### TASK OBJECTIVE
Show every line below where "this" can be found.

### EXERCISE DATA
┄┄┄┄┄┄

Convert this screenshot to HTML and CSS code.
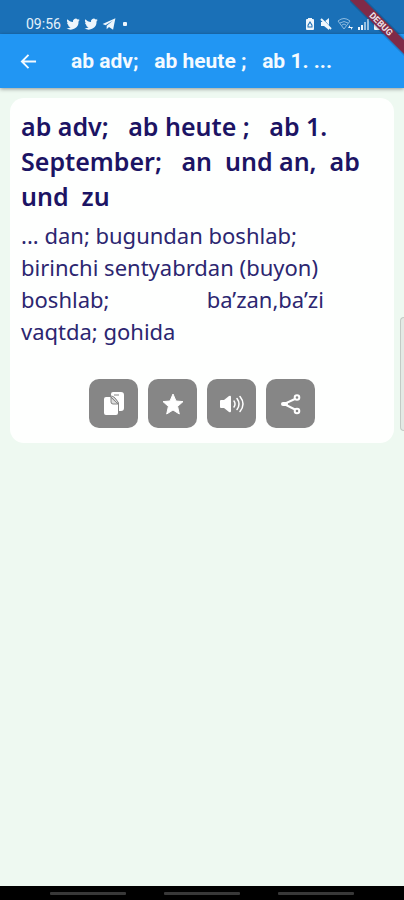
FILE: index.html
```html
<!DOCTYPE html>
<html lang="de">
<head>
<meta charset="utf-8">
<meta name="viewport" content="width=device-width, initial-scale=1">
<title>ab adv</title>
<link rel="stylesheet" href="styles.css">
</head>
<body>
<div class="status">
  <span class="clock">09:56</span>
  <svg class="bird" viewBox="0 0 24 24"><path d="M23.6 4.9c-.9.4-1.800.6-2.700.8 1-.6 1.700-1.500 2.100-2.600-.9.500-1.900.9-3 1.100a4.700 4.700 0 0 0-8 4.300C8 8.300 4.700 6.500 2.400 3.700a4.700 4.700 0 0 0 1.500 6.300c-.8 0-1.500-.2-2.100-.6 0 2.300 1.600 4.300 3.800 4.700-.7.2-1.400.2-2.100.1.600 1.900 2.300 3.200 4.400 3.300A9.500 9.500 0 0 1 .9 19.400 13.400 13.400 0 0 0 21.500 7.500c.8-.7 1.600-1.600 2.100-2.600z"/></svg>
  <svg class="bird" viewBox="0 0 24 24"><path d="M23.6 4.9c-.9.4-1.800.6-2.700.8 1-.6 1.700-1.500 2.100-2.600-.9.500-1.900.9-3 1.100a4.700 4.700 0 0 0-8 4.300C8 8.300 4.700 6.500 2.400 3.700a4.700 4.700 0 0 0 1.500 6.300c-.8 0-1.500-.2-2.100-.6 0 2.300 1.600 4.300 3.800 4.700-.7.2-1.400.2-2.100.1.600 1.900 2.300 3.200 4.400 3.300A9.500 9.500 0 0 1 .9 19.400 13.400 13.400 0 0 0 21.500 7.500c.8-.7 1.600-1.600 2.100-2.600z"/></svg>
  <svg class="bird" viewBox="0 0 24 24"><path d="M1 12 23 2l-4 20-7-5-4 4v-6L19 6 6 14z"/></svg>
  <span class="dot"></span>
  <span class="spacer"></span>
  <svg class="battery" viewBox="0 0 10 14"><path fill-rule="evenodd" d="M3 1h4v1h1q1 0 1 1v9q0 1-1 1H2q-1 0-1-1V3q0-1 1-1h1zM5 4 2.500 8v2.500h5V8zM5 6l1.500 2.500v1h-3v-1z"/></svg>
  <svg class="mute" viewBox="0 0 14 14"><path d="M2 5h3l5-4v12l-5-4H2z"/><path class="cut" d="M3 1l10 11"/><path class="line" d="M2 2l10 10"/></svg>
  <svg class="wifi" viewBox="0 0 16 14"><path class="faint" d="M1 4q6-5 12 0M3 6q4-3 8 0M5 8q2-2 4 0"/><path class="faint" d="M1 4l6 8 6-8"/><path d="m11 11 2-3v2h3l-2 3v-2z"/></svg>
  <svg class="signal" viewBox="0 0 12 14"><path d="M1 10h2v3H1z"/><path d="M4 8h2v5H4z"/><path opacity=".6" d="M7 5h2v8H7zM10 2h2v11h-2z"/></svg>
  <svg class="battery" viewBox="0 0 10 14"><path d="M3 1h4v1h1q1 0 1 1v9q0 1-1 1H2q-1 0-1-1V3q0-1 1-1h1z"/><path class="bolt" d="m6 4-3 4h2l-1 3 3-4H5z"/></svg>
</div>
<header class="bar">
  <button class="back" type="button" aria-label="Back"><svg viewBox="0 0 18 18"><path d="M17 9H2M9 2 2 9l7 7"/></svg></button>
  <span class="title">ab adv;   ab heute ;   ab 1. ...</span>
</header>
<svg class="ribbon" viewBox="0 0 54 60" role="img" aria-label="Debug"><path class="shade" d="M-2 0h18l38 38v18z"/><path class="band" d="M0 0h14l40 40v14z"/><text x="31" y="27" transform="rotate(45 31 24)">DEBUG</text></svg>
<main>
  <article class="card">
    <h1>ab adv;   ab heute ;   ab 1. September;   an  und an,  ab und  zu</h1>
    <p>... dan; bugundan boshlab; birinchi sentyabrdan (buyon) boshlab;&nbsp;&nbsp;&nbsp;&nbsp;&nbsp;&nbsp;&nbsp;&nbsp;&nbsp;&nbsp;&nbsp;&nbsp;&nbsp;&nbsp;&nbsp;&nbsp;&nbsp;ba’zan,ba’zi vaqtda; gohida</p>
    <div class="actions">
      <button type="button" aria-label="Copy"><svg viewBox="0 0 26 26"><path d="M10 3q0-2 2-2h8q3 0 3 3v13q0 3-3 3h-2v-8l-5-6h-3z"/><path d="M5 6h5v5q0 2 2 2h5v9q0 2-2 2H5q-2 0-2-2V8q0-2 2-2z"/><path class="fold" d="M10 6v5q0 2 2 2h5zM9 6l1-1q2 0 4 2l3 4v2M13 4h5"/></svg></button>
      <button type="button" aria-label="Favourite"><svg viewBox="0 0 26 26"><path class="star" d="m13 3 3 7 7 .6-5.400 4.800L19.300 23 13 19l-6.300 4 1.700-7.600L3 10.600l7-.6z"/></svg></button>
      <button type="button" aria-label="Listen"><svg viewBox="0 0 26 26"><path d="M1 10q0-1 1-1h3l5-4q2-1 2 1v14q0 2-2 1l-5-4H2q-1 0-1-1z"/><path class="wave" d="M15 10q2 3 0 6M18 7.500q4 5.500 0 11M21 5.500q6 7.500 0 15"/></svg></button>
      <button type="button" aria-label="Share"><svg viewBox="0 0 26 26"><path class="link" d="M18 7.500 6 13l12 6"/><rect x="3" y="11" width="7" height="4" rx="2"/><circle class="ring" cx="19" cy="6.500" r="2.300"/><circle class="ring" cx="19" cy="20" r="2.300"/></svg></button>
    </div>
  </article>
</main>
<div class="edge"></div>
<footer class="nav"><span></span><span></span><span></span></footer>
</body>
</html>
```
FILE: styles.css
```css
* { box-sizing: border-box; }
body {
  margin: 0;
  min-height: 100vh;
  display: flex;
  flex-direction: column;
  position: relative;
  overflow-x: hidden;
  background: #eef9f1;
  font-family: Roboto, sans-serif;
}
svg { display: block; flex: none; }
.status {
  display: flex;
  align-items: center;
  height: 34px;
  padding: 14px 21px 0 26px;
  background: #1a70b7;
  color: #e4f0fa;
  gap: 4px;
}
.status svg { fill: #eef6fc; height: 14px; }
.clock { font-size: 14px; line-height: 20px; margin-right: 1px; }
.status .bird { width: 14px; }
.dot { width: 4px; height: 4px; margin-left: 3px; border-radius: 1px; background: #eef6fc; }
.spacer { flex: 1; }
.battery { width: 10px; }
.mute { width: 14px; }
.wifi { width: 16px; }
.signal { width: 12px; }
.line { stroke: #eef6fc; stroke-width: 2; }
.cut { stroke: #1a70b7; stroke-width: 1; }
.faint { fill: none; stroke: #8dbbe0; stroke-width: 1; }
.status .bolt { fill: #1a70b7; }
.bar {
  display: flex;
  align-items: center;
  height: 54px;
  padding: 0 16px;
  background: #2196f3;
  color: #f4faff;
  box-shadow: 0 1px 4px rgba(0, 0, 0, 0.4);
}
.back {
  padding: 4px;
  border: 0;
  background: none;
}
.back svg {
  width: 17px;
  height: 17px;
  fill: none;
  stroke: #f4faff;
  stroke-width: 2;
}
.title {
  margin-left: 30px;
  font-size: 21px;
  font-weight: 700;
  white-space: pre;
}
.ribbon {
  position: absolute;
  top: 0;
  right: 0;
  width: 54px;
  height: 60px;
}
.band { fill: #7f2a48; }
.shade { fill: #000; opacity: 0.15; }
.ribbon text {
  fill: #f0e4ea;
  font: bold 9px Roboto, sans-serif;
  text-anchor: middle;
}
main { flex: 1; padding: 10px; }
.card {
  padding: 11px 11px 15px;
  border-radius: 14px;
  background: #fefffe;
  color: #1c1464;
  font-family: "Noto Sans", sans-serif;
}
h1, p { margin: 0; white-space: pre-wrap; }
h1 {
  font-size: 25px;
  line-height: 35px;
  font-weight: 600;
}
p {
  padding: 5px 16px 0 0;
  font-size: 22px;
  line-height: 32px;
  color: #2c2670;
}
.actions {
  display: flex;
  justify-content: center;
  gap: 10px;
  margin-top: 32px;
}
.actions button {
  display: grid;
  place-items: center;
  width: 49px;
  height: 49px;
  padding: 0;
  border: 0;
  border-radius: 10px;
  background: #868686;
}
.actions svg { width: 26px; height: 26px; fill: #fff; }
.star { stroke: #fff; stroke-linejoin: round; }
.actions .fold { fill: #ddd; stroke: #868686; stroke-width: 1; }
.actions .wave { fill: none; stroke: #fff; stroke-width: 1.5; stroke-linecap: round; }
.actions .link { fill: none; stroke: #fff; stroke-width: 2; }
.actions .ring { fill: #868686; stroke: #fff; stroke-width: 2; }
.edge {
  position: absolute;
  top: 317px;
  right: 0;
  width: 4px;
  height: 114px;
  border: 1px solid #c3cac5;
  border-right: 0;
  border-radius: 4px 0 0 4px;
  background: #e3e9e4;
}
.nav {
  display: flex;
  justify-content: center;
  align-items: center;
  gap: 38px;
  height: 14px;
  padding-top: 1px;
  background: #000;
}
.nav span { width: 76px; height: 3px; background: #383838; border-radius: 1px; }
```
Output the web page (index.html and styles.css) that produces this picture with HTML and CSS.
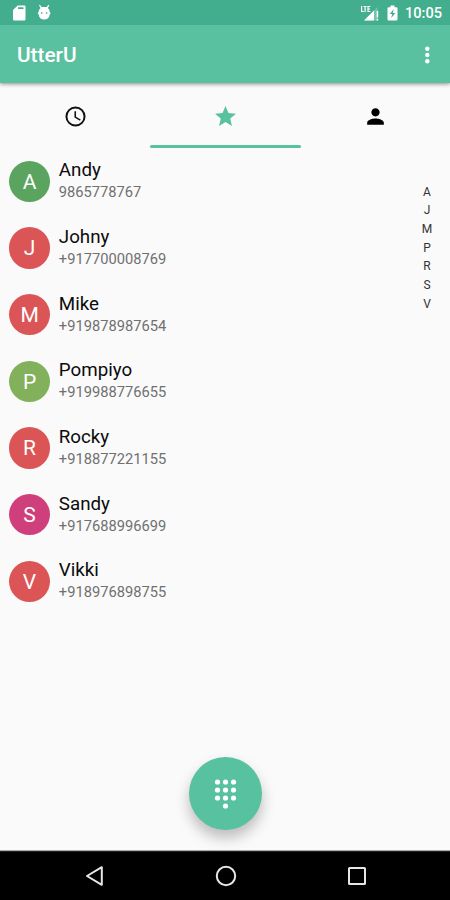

┄┄┄┄┄┄

### EXERCISE RESULT
Convert this screenshot to HTML and CSS code.
Output the web page (index.html and styles.css) that produces this picture with HTML and CSS.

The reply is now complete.